• **Stored data**:
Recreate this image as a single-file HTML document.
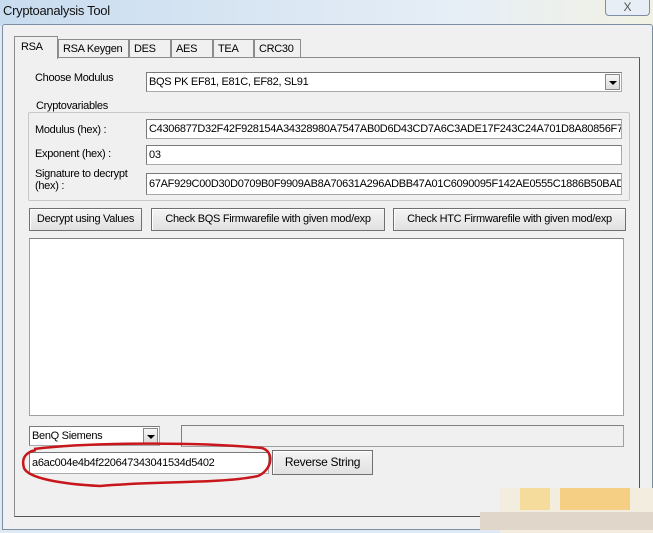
<!DOCTYPE html>
<html><head><style>
*{box-sizing:border-box;margin:0;padding:0}
body{width:653px;height:533px;overflow:hidden;background:#dfe9f4;font-family:"Liberation Sans",sans-serif;font-size:11px;color:#000;position:relative}
.a{position:absolute}
.t{letter-spacing:-0.3px;white-space:nowrap}
.in{background:#fff;border:1px solid #a9a9a9;border-top-color:#7a7a7a;border-left-color:#7a7a7a;padding:3px 2px;overflow:hidden;white-space:nowrap;letter-spacing:-0.3px}
.btn{background:linear-gradient(#f4f4f4,#e1e1e1);border:1px solid #707070;box-shadow:inset 1px 1px #fff;text-align:center;line-height:20px;letter-spacing:-0.3px;white-space:nowrap}
.tab{background:#f0f0f0;border:1px solid #8c8c8c;border-bottom:none;height:18px;top:39px;padding:3px 4px 0;letter-spacing:-0.3px}
.dd{position:absolute;right:1px;top:1px;width:15px;bottom:1px;background:linear-gradient(#f6f6f6,#dcdcdc);border:1px solid #888}
.dd:after{content:"";position:absolute;left:3px;top:6px;border-left:4px solid transparent;border-right:4px solid transparent;border-top:4px solid #000}
</style></head><body>
<div class="a" style="left:0;top:0;width:653px;height:26px;background:linear-gradient(90deg,#c8dcf0,#d9e6f3 40%,#e6eef6 70%,#f2f2e4)"></div>
<div class="a t" style="left:3px;top:3px;font-size:13px;color:#111">Cryptoanalysis Tool</div>
<div class="a" style="left:605px;top:0;width:45px;height:16px;border:1px solid #7f8ea5;border-top:none;border-radius:0 0 4px 4px;background:#e8eef5;text-align:center;font-size:12px;line-height:14px;color:#555">X</div>
<div class="a" style="left:2px;top:24px;width:651px;height:506px;background:#f0f0f0;border:1px solid #7d8ea3;border-radius:3px 3px 0 0"></div>
<!-- tab panel -->
<div class="a" style="left:14px;top:57px;width:626px;height:460px;border:1px solid #8c8c8c;border-right-color:#555;border-bottom-color:#555;background:#f0f0f0"></div>
<div class="a tab" style="left:58px;width:71px">RSA Keygen</div>
<div class="a tab" style="left:129px;width:42px">DES</div>
<div class="a tab" style="left:171px;width:42px">AES</div>
<div class="a tab" style="left:213px;width:41px">TEA</div>
<div class="a tab" style="left:254px;width:47px">CRC30</div>
<div class="a tab" style="left:14px;top:36px;width:44px;height:23px;padding-top:4px;padding-left:6px;background:#f0f0f0">RSA</div>
<div class="a t" style="left:35px;top:72px">Choose Modulus</div>
<div class="a in" style="left:146px;top:72px;width:476px;height:20px">BQS PK EF81, E81C, EF82, SL91<div class="dd"></div></div>
<div class="a" style="left:28px;top:112px;width:602px;height:89px;border:1px solid #c8c8c8;border-radius:2px"></div>
<div class="a t" style="left:34px;top:100px;background:#f0f0f0;padding:0 2px">Cryptovariables</div>
<div class="a t" style="left:35px;top:124px">Modulus (hex) :</div>
<div class="a in" style="left:146px;top:119px;width:476px;height:20px">C4306877D32F42F928154A34328980A7547AB0D6D43CD7A6C3ADE17F243C24A701D8A80856F7</div>
<div class="a t" style="left:35px;top:148px">Exponent (hex) :</div>
<div class="a in" style="left:146px;top:145px;width:476px;height:20px">03</div>
<div class="a t" style="left:35px;top:168px;line-height:12px">Signature to decrypt<br>(hex) :</div>
<div class="a in" style="left:146px;top:173px;width:476px;height:22px;padding-top:4px">67AF929C00D30D0709B0F9909AB8A70631A296ADBB47A01C6090095F142AE0555C1886B50BAD</div>
<div class="a btn" style="left:29px;top:208px;width:113px;height:23px">Decrypt using Values</div>
<div class="a btn" style="left:151px;top:208px;width:234px;height:23px">Check BQS Firmwarefile with given mod/exp</div>
<div class="a btn" style="left:393px;top:208px;width:233px;height:23px">Check HTC Firmwarefile with given mod/exp</div>
<div class="a" style="left:29px;top:238px;width:595px;height:178px;background:#fff;border:1px solid #a0a0a0;border-top-color:#808080"></div>
<div class="a in" style="left:29px;top:426px;width:131px;height:20px">BenQ Siemens<div class="dd"></div></div>
<div class="a" style="left:181px;top:425px;width:443px;height:22px;border:1px solid #a0a0a0;border-top-color:#808080;border-left-color:#808080"></div>
<div class="a in" style="left:29px;top:452px;width:240px;height:22px;padding-top:4px">a6ac004e4b4f220647343041534d5402</div>
<div class="a btn" style="left:272px;top:450px;width:101px;height:25px;line-height:22px;font-size:12px">Reverse String</div>
<svg class="a" style="left:0;top:0" width="653" height="533"><path d="M34 449 C90 442,200 442,262 448 C275 452,272 470,258 476 C220 484,150 481,100 486 C60 484,28 478,24 468 C21 458,26 452,36 450" fill="none" stroke="#c8171c" stroke-width="2.5"/>
<rect x="500" y="488" width="153" height="45" fill="#f3ede0"/><rect x="520" y="488" width="30" height="22" fill="#f6dc9c"/><rect x="560" y="488" width="70" height="22" fill="#f4cf84"/><rect x="480" y="512" width="173" height="18" fill="#e0d6ca"/></svg>
</body></html>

• **What you need to do**: Copy out each line exactly, without the pictures.

• **Answer for the task**:
Recreate this image as a single-file HTML document.
<!DOCTYPE html>
<html><head><style>
*{box-sizing:border-box;margin:0;padding:0}
body{width:653px;height:533px;overflow:hidden;background:#dfe9f4;font-family:"Liberation Sans",sans-serif;font-size:11px;color:#000;position:relative}
.a{position:absolute}
.t{letter-spacing:-0.3px;white-space:nowrap}
.in{background:#fff;border:1px solid #a9a9a9;border-top-color:#7a7a7a;border-left-color:#7a7a7a;padding:3px 2px;overflow:hidden;white-space:nowrap;letter-spacing:-0.3px}
.btn{background:linear-gradient(#f4f4f4,#e1e1e1);border:1px solid #707070;box-shadow:inset 1px 1px #fff;text-align:center;line-height:20px;letter-spacing:-0.3px;white-space:nowrap}
.tab{background:#f0f0f0;border:1px solid #8c8c8c;border-bottom:none;height:18px;top:39px;padding:3px 4px 0;letter-spacing:-0.3px}
.dd{position:absolute;right:1px;top:1px;width:15px;bottom:1px;background:linear-gradient(#f6f6f6,#dcdcdc);border:1px solid #888}
.dd:after{content:"";position:absolute;left:3px;top:6px;border-left:4px solid transparent;border-right:4px solid transparent;border-top:4px solid #000}
</style></head><body>
<div class="a" style="left:0;top:0;width:653px;height:26px;background:linear-gradient(90deg,#c8dcf0,#d9e6f3 40%,#e6eef6 70%,#f2f2e4)"></div>
<div class="a t" style="left:3px;top:3px;font-size:13px;color:#111">Cryptoanalysis Tool</div>
<div class="a" style="left:605px;top:0;width:45px;height:16px;border:1px solid #7f8ea5;border-top:none;border-radius:0 0 4px 4px;background:#e8eef5;text-align:center;font-size:12px;line-height:14px;color:#555">X</div>
<div class="a" style="left:2px;top:24px;width:651px;height:506px;background:#f0f0f0;border:1px solid #7d8ea3;border-radius:3px 3px 0 0"></div>
<!-- tab panel -->
<div class="a" style="left:14px;top:57px;width:626px;height:460px;border:1px solid #8c8c8c;border-right-color:#555;border-bottom-color:#555;background:#f0f0f0"></div>
<div class="a tab" style="left:58px;width:71px">RSA Keygen</div>
<div class="a tab" style="left:129px;width:42px">DES</div>
<div class="a tab" style="left:171px;width:42px">AES</div>
<div class="a tab" style="left:213px;width:41px">TEA</div>
<div class="a tab" style="left:254px;width:47px">CRC30</div>
<div class="a tab" style="left:14px;top:36px;width:44px;height:23px;padding-top:4px;padding-left:6px;background:#f0f0f0">RSA</div>
<div class="a t" style="left:35px;top:72px">Choose Modulus</div>
<div class="a in" style="left:146px;top:72px;width:476px;height:20px">BQS PK EF81, E81C, EF82, SL91<div class="dd"></div></div>
<div class="a" style="left:28px;top:112px;width:602px;height:89px;border:1px solid #c8c8c8;border-radius:2px"></div>
<div class="a t" style="left:34px;top:100px;background:#f0f0f0;padding:0 2px">Cryptovariables</div>
<div class="a t" style="left:35px;top:124px">Modulus (hex) :</div>
<div class="a in" style="left:146px;top:119px;width:476px;height:20px">C4306877D32F42F928154A34328980A7547AB0D6D43CD7A6C3ADE17F243C24A701D8A80856F7</div>
<div class="a t" style="left:35px;top:148px">Exponent (hex) :</div>
<div class="a in" style="left:146px;top:145px;width:476px;height:20px">03</div>
<div class="a t" style="left:35px;top:168px;line-height:12px">Signature to decrypt<br>(hex) :</div>
<div class="a in" style="left:146px;top:173px;width:476px;height:22px;padding-top:4px">67AF929C00D30D0709B0F9909AB8A70631A296ADBB47A01C6090095F142AE0555C1886B50BAD</div>
<div class="a btn" style="left:29px;top:208px;width:113px;height:23px">Decrypt using Values</div>
<div class="a btn" style="left:151px;top:208px;width:234px;height:23px">Check BQS Firmwarefile with given mod/exp</div>
<div class="a btn" style="left:393px;top:208px;width:233px;height:23px">Check HTC Firmwarefile with given mod/exp</div>
<div class="a" style="left:29px;top:238px;width:595px;height:178px;background:#fff;border:1px solid #a0a0a0;border-top-color:#808080"></div>
<div class="a in" style="left:29px;top:426px;width:131px;height:20px">BenQ Siemens<div class="dd"></div></div>
<div class="a" style="left:181px;top:425px;width:443px;height:22px;border:1px solid #a0a0a0;border-top-color:#808080;border-left-color:#808080"></div>
<div class="a in" style="left:29px;top:452px;width:240px;height:22px;padding-top:4px">a6ac004e4b4f220647343041534d5402</div>
<div class="a btn" style="left:272px;top:450px;width:101px;height:25px;line-height:22px;font-size:12px">Reverse String</div>
<svg class="a" style="left:0;top:0" width="653" height="533"><path d="M34 449 C90 442,200 442,262 448 C275 452,272 470,258 476 C220 484,150 481,100 486 C60 484,28 478,24 468 C21 458,26 452,36 450" fill="none" stroke="#c8171c" stroke-width="2.5"/>
<rect x="500" y="488" width="153" height="45" fill="#f3ede0"/><rect x="520" y="488" width="30" height="22" fill="#f6dc9c"/><rect x="560" y="488" width="70" height="22" fill="#f4cf84"/><rect x="480" y="512" width="173" height="18" fill="#e0d6ca"/></svg>
</body></html>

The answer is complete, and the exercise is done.